Are We Aware That Liturgy is the Salvation of the World?

Magnificat really is a nifty little publication.
It proved NOT such a great gift for Mom, as its editors seem to generally try for a little variety and on weekdays in Ordinary Time, usually go for the readings, or at least Propers of optional memorials, and our weekday parish avoids such things, trouble with bookmarks, you know; so really not much help for those who, already struggling with hearing, are saddled with mumbling, ill-prepared readers.

But I, on the other hand, am really enjoying it, particularly the devotional readings from holy men and women of whom, oft as not, I have not heard.

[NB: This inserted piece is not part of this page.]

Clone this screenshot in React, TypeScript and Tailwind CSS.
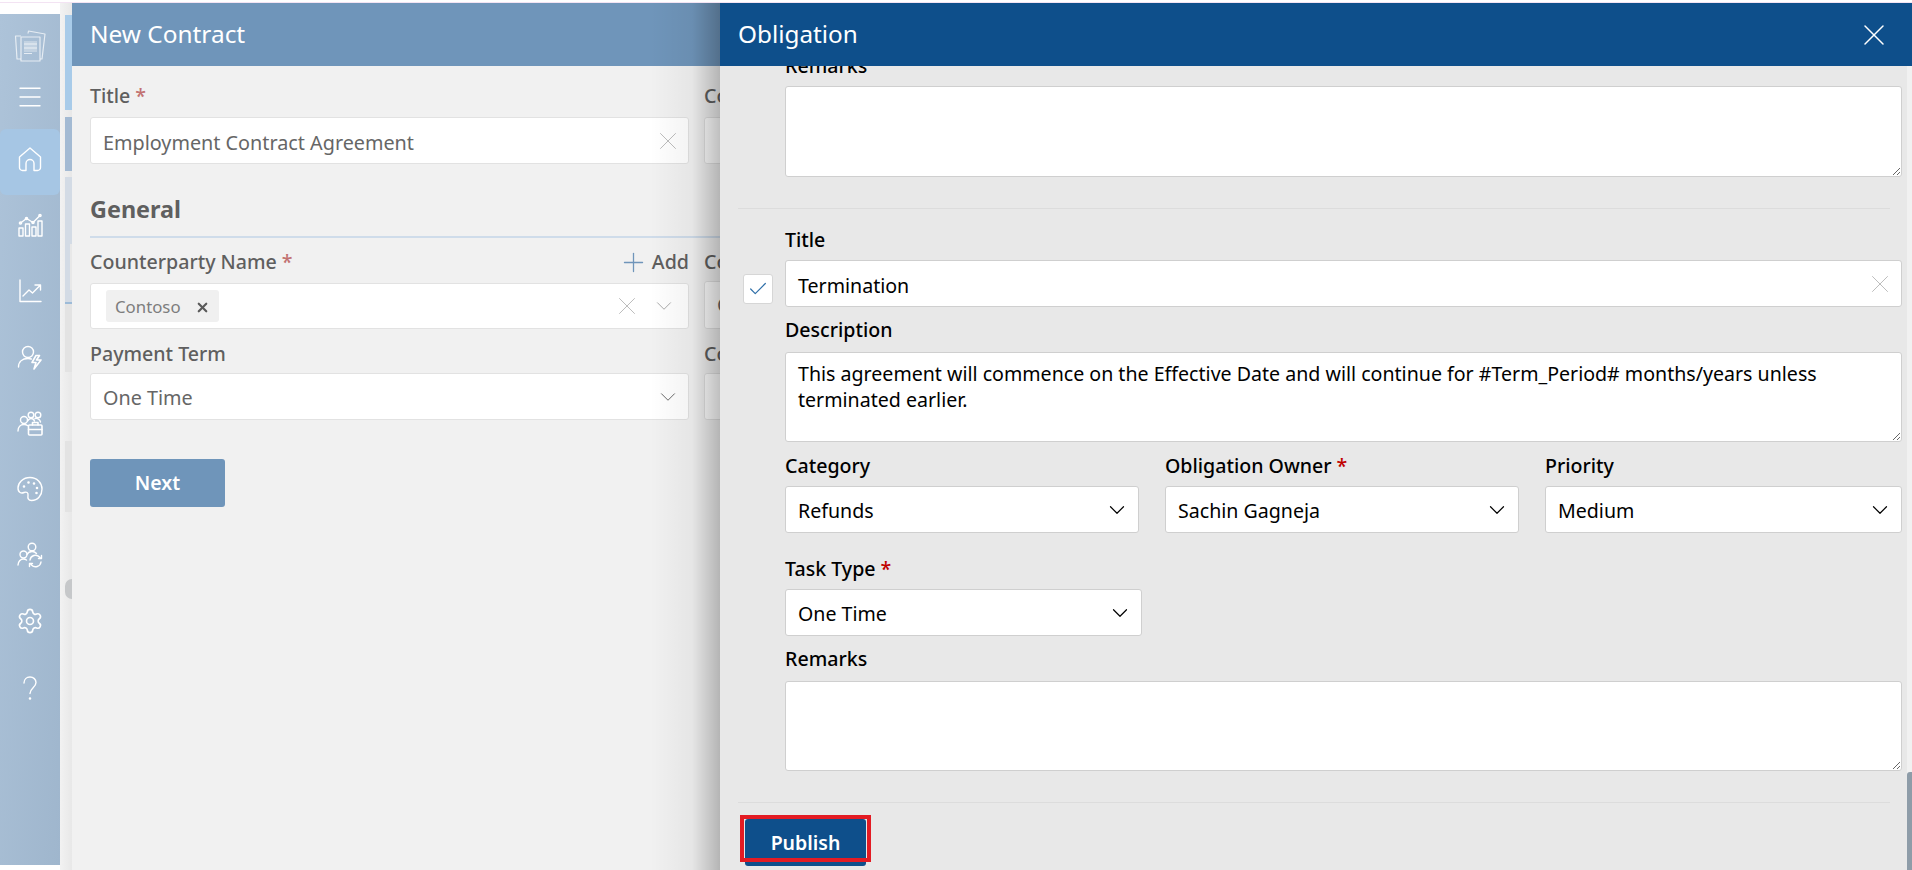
import React from 'react';
import { Menu, Settings, X, ChevronDown, Check, Plus } from 'lucide-react';

const font = { fontFamily: '"Noto Sans", "Open Sans", sans-serif' };

function Icon({ children }: { children: React.ReactNode }) {
  return (
    <svg width="30" height="30" viewBox="0 0 30 30" fill="none" stroke="#ffffff" strokeWidth="1.4" strokeLinecap="round" strokeLinejoin="round">
      {children}
    </svg>
  );
}

function SideItem({ active, children }: { active?: boolean; children: React.ReactNode }) {
  return (
    <div className={`flex h-[66px] items-center justify-center rounded-md pb-[6px] ${active ? 'bg-[#a6c6e4]' : ''}`}>
      {children}
    </div>
  );
}

function Sidebar() {
  return (
    <div className="mt-[11px] flex h-[851px] w-[60px] shrink-0 flex-col bg-gradient-to-br from-[#adc3d9] to-[#9fb6cd]">
      <div className="flex h-[48px] items-end justify-center">
        <svg width="32" height="32" viewBox="0 0 32 32" fill="none" stroke="#ffffff" strokeOpacity="0.7" strokeWidth="1.2" strokeLinejoin="round">
          <path d="M7 6H1.500l1.500 23h4" />
          <path d="M14 3.500l.5-2.500 16.500 3-3 25h-2" />
          <rect x="7" y="7" width="19" height="24" />
          <rect x="10" y="11" width="13" height="11" fill="#ffffff" fillOpacity="0.3" stroke="none" />
          <path d="M10 14h13M10 18h13M10 23.500h8" strokeWidth="1.1" />
        </svg>
      </div>
      <div className="mt-[10px] flex h-[50px] items-center justify-center text-white">
        <Menu size={30} strokeWidth={1.1} />
      </div>
      <div className="h-[7px]" />
      <SideItem active>
        <Icon>
          <path d="M4.500 13L15 4l10.500 9v10.500a3 3 0 0 1-3 3H19v-7a4 4 0 0 0-8 0v7H7.500a3 3 0 0 1-3-3z" />
        </Icon>
      </SideItem>
      <SideItem>
        <Icon>
          <path d="M4 26v-8h4v8zM10.500 26V14h4v12zM17 26v-9h4v9zM23 26V11h4v15z" />
          <path d="M5.500 13l6-4.500 6.500 4 7-7" />
          <circle cx="5.500" cy="13" r="1.100" />
          <circle cx="11.500" cy="8.500" r="1.100" />
          <circle cx="18" cy="12.500" r="1.100" />
          <circle cx="25" cy="5.500" r="1.100" />
        </Icon>
      </SideItem>
      <SideItem>
        <Icon>
          <path d="M5 4v21.500h21" />
          <path d="M8 20l6-6 3.500 3L25 9.500M20 9h5.500v5" />
        </Icon>
      </SideItem>
      <SideItem>
        <Icon>
          <circle cx="13" cy="10" r="5.500" />
          <path d="M3.500 25c0-5.500 4-8.500 9.500-8.500 1.200 0 2.300.2 3.300.5" />
          <path d="M21 13.500l-4 7h4l-2 6.500 7-9h-4.500l3-4.500z" strokeWidth="1.6" />
        </Icon>
      </SideItem>
      <SideItem>
        <Icon>
          <circle cx="9" cy="12" r="3.500" />
          <circle cx="16" cy="7" r="2.800" />
          <circle cx="23" cy="7" r="2.800" />
          <path d="M3 23c0-4 2.500-6.500 6-6.500 1.500 0 2.700.4 3.500 1M12.500 13c1-1.500 2-2.500 3.500-2.500s3 1 3.500 2.500M20 10.500c2.500-.5 5 1 5.500 3.500" />
          <rect x="13.500" y="17" width="13.500" height="10" rx="1" fill="#a5bbd2" strokeWidth="1.6" />
          <path d="M17.500 17v-2.500h5.500V17M13.500 21.500h13.500" strokeWidth="1.6" />
        </Icon>
      </SideItem>
      <SideItem>
        <Icon>
          <path d="M15 3.500C8 3.500 3 8.500 3 14c0 5 3.500 5.500 6 4.500 2.500-1 4.500 0 4 3-.4 2.500 0 5 3.500 5C23 26.500 27 21 27 15S22 3.500 15 3.500z" />
          <circle cx="9" cy="12.500" r=".6" />
          <circle cx="13.500" cy="8.500" r=".6" />
          <circle cx="19" cy="9.500" r=".6" />
          <circle cx="22" cy="14" r=".6" />
          <circle cx="21.500" cy="19" r=".6" />
        </Icon>
      </SideItem>
      <SideItem>
        <Icon>
          <circle cx="17" cy="7" r="3.800" />
          <circle cx="8.500" cy="14.500" r="3.500" />
          <path d="M3 25c0-3.500 2.500-6 5.500-6 1 0 2 .3 3 1M12 14.500c1-2 3-3 5-3s3.500.8 4.500 2" />
          <path d="M15 20a5.500 5.500 0 0 1 9.500-3l1 1.500M26.500 15.500v3h-3M26 22a5.500 5.500 0 0 1-9.500 3l-1-1.500M14.500 26.500v-3h3" />
        </Icon>
      </SideItem>
      <div className="flex h-[60px] items-center justify-center text-white">
        <Settings size={28} strokeWidth={1.4} />
      </div>
      <div className="flex h-[74px] items-center justify-center">
        <Icon>
          <path d="M9 10c0-3.500 2.500-6 6-6s6 2.500 6 5.500c0 5-6 5.500-6 11" />
          <circle cx="15" cy="25.500" r=".6" />
        </Icon>
      </div>
    </div>
  );
}

// the page behind the two panels, only a thin strip of it is visible
function BackStrip() {
  return (
    <div className="relative flex w-[12px] shrink-0 flex-col bg-gradient-to-r from-[#f2f2f2] to-[#e8e8e8] pl-[5px] pt-[12px]">
      <div className="h-[95px] bg-[#a8cbe9]" />
      <div className="mt-[7px] h-[54px] bg-[#a3bad3]" />
      <div className="mt-[6px] flex h-[125px] flex-col items-end bg-[#d3dbe5] pt-[67px]">
        <div className="h-[46px] w-[2px] bg-[#e8e8e8]" />
      </div>
      <div className="h-[2px] bg-[#9dbbd8]" />
      <div className="h-[68px] bg-[#e3e3e3]" />
      <div className="mt-[69px] h-[71px] bg-[#e3e3e3]" />
      <div className="mt-[67px] h-[20px] w-[7px] rounded-l-full bg-[#c6c8ca]" />
    </div>
  );
}

function LeftLabel({ children, required }: { children: React.ReactNode; required?: boolean }) {
  return (
    <div className="h-[24px] whitespace-nowrap text-[19.6px] font-medium leading-[24px] text-[#5f5f5f]">
      {children}
      {required && <span className="ml-[5px] text-[#c27272]">*</span>}
    </div>
  );
}

function LeftBox({ children, h }: { children?: React.ReactNode; h: string }) {
  return (
    <div className={`flex ${h} items-center rounded-[3px] border border-[#e2e2e2] bg-white pl-[12px] text-[19.8px] text-[#666666]`}>
      {children}
    </div>
  );
}

function NewContract() {
  return (
    <div className="flex h-full w-[648px] shrink-0 flex-col overflow-hidden bg-[#f1f1f1]">
      <div className="flex h-[63px] shrink-0 items-center bg-[#6f95ba] pl-[18px] text-[24.4px] text-white">New Contract</div>
      <div className="relative flex-1 pl-[18px]">
        <div className="mt-[18px] grid grid-cols-[599px_599px] gap-x-[15px]">
          <div>
            <LeftLabel required>Title</LeftLabel>
            <div className="mt-[9px]">
              <LeftBox h="h-[47px]">
                <span className="flex-1 pt-[4px]">Employment Contract Agreement</span>
                <X size={30} strokeWidth={0.8} className="mr-[5px] text-[#bdbdbd]" />
              </LeftBox>
            </div>
          </div>
          <div>
            <LeftLabel>Contract Type</LeftLabel>
            <div className="mt-[9px]">
              <LeftBox h="h-[47px]" />
            </div>
          </div>
        </div>
        <div className="mt-[30px] h-[30px] text-[23.4px] font-bold leading-[30px] text-[#5f5f5f]">General</div>
        <div className="mt-[12px] h-[2px] bg-[#cfdcea]" />
        <div className="mt-[12px] grid grid-cols-[599px_599px] gap-x-[15px]">
          <div>
            <div className="flex h-[24px] items-center justify-between">
              <LeftLabel required>Counterparty Name</LeftLabel>
              <div className="flex h-[24px] items-center gap-[3px] text-[19.6px] font-medium leading-[24px] text-[#5f5f5f]">
                <Plus size={31} strokeWidth={1} className="-my-[4px] text-[#6f95ba]" />
                Add
              </div>
            </div>
            <div className="mt-[9px]">
              <LeftBox h="h-[46px]">
                <div className="ml-[3px] flex h-[32px] w-[113px] items-center justify-between rounded-[3px] bg-[#f0f0f0] pl-[9px] pr-[9px] pt-[2px] text-[16.8px] text-[#7d7d7d]">
                  Contoso
                  <X size={15} strokeWidth={3.5} className="text-[#5a5a5a]" />
                </div>
                <X size={30} strokeWidth={0.8} className="ml-auto text-[#bdbdbd]" />
                <ChevronDown size={26} strokeWidth={0.9} className="ml-[9px] mr-[11px] text-[#a8a8a8]" />
              </LeftBox>
            </div>
          </div>
          <div>
            <LeftLabel>Counterparty Contact</LeftLabel>
            <div className="mt-[7px]">
              <LeftBox h="h-[48px]">C</LeftBox>
            </div>
          </div>
        </div>
        <div className="mt-[13px] grid grid-cols-[599px_599px] gap-x-[15px]">
          <div>
            <LeftLabel>Payment Term</LeftLabel>
            <div className="mt-[7px]">
              <LeftBox h="h-[47px]">
                <span className="flex-1 pt-[2px]">One Time</span>
                <ChevronDown size={26} strokeWidth={0.9} className="mr-[7px] text-[#666666]" />
              </LeftBox>
            </div>
          </div>
          <div>
            <LeftLabel>Contract Value</LeftLabel>
            <div className="mt-[7px]">
              <LeftBox h="h-[47px]" />
            </div>
          </div>
        </div>
        <div className="mt-[39px] flex h-[48px] w-[135px] items-center justify-center rounded-[3px] bg-[#6f95ba] text-[19.5px] font-semibold text-white">
          Next
        </div>
      </div>
    </div>
  );
}

function Label({ children, required, className }: { children: React.ReactNode; required?: boolean; className?: string }) {
  return (
    <div className={`h-[24px] whitespace-nowrap text-[19.6px] font-medium leading-[24px] text-black ${className ?? ''}`}>
      {children}
      {required && <span className="ml-[5px] text-[#c00000]">*</span>}
    </div>
  );
}

function Select({ value, className }: { value: string; className?: string }) {
  return (
    <div className={`flex h-[47px] items-center justify-between rounded-[3px] border border-[#cfcfcf] bg-white pl-[12px] pr-[8px] text-[19.6px] text-black ${className ?? ''}`}>
      <span className="pt-[3px]">{value}</span>
      <ChevronDown size={26} strokeWidth={1.1} />
    </div>
  );
}

function Area({ value, h }: { value?: string; h: string }) {
  return (
    <textarea
      readOnly
      defaultValue={value}
      className={`block ${h} w-full rounded-[3px] border border-[#cfcfcf] bg-white px-[12px] py-[8px] text-[19.6px] leading-[26px] text-black`}
    />
  );
}

function Obligation() {
  return (
    <div className="relative z-10 flex h-full min-w-0 flex-1 flex-col bg-[#e8e8e8]">
      <div className="absolute right-full top-0 h-full w-[70px] bg-gradient-to-l from-[#00000040] via-[#0000000c] via-40% to-transparent" />
      <div className="z-10 flex h-[63px] shrink-0 items-center justify-between bg-[#0e4f8b] pl-[18px] pr-[20px] text-[24.3px] text-white">
        Obligation
        <X size={36} strokeWidth={1} />
      </div>
      <div className="flex min-h-0 flex-1">
        <div className="w-[1187px] shrink-0 overflow-hidden">
          <div className="-mt-[12px] pl-[65px] pr-[5px]">
            <Label>Remarks</Label>
            <div className="mt-[8px]">
              <Area h="h-[91px]" />
            </div>
          </div>
          <div className="ml-[18px] mr-[17px] mt-[31px] h-px bg-[#dcdcdc]" />
          <div className="mt-[19px] flex pl-[23px] pr-[5px]">
            <div className="mr-[12px] mt-[46px] flex h-[30px] w-[30px] shrink-0 items-center justify-center rounded-[3px] border border-[#d6d6d6] bg-white text-[#2f6fa8]">
              <Check size={22} strokeWidth={1.3} />
            </div>
            <div className="min-w-0 flex-1">
              <Label>Title</Label>
              <div className="mt-[8px] flex h-[47px] items-center justify-between rounded-[3px] border border-[#cfcfcf] bg-white pl-[12px] pr-[6px] text-[19.6px] text-black">
                <span className="pt-[4px]">Termination</span>
                <X size={30} strokeWidth={0.8} className="text-[#bdbdbd]" />
              </div>
              <Label className="mt-[11px]">Description</Label>
              <div className="mt-[10px]">
                <Area
                  h="h-[90px]"
                  value="This agreement will commence on the Effective Date and will continue for #Term_Period# months/years unless terminated earlier."
                />
              </div>
              <div className="mt-[12px] grid grid-cols-[354px_354px_357px] gap-x-[26px]">
                <div>
                  <Label>Category</Label>
                  <Select value="Refunds" className="mt-[8px]" />
                </div>
                <div>
                  <Label required>Obligation Owner</Label>
                  <Select value="Sachin Gagneja" className="mt-[8px]" />
                </div>
                <div>
                  <Label>Priority</Label>
                  <Select value="Medium" className="mt-[8px]" />
                </div>
              </div>
              <div className="mt-[24px] w-[357px]">
                <Label required>Task Type</Label>
                <Select value="One Time" className="mt-[8px]" />
              </div>
              <Label className="mt-[11px]">Remarks</Label>
              <div className="mt-[10px]">
                <Area h="h-[90px]" />
              </div>
            </div>
          </div>
          <div className="ml-[18px] mr-[17px] mt-[31px] h-px bg-[#dcdcdc]" />
          <div className="relative ml-[25px] mt-[16px] flex h-[47px] w-[121px] items-center justify-center rounded-[3px] bg-[#0e4f8b] text-[19.5px] font-semibold text-white">
            Publish
            <div className="absolute -left-[5px] -top-[4px] h-[47px] w-[131px] border-[4px] border-[#e31b23]" />
          </div>
        </div>
        <div className="flex w-[5px] shrink-0 flex-col justify-end bg-[#f1f1f1]">
          <div className="h-[98px] rounded-tl-[3px] bg-[#8e9ca8]" />
        </div>
      </div>
    </div>
  );
}

export default function App() {
  return (
    <div className="flex h-[870px] w-full flex-col overflow-hidden bg-white" style={font}>
      <div className="h-[3px] shrink-0 border-b border-[#f3e3f3]" />
      <div className="flex min-h-0 flex-1">
        <Sidebar />
        <BackStrip />
        <NewContract />
        <Obligation />
      </div>
    </div>
  );
}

Madeleine Delbrel, (+1964,) a French mystic, may well have been, judging from her date of death, immersed in the Liturgical Movement, and, again judging from the date of he death, surely had no reason yet to doubt the efficacy of the ongoing Vatican Council.
"Are we aware that liturgy is the salvation of the world? [emphasis added] If... it is once again necessary [to adapt the liturgy, it is not] a question of making the liturgy more human. It already is human, and tragically so; it is the Passion of the Son of God made man, made continually present among us."
Other Catholics with a grudge against Traddies, if not against Tradition itself, like to mock the phrase I coined, "Save the liturgy, save the world," as if it expressed some sort of simplistic belief that a return to the old forms is either necessary, or worse, sufficient for the salvation of mankind.

But the fact is, it had nothing to do with the Extraordinary Form, it is nothing more, nor less, than an expression of certainty of the utter importance of the Eucharistic Liturgy and its proper execution, an expression of a belief in the Eucharistic Liturgy's primacy in the economy of salvation, an expression of solidarity with the Vatican II dictum that the Eucharistic Liturgy is the very Source and absolute Summit of our Christian life.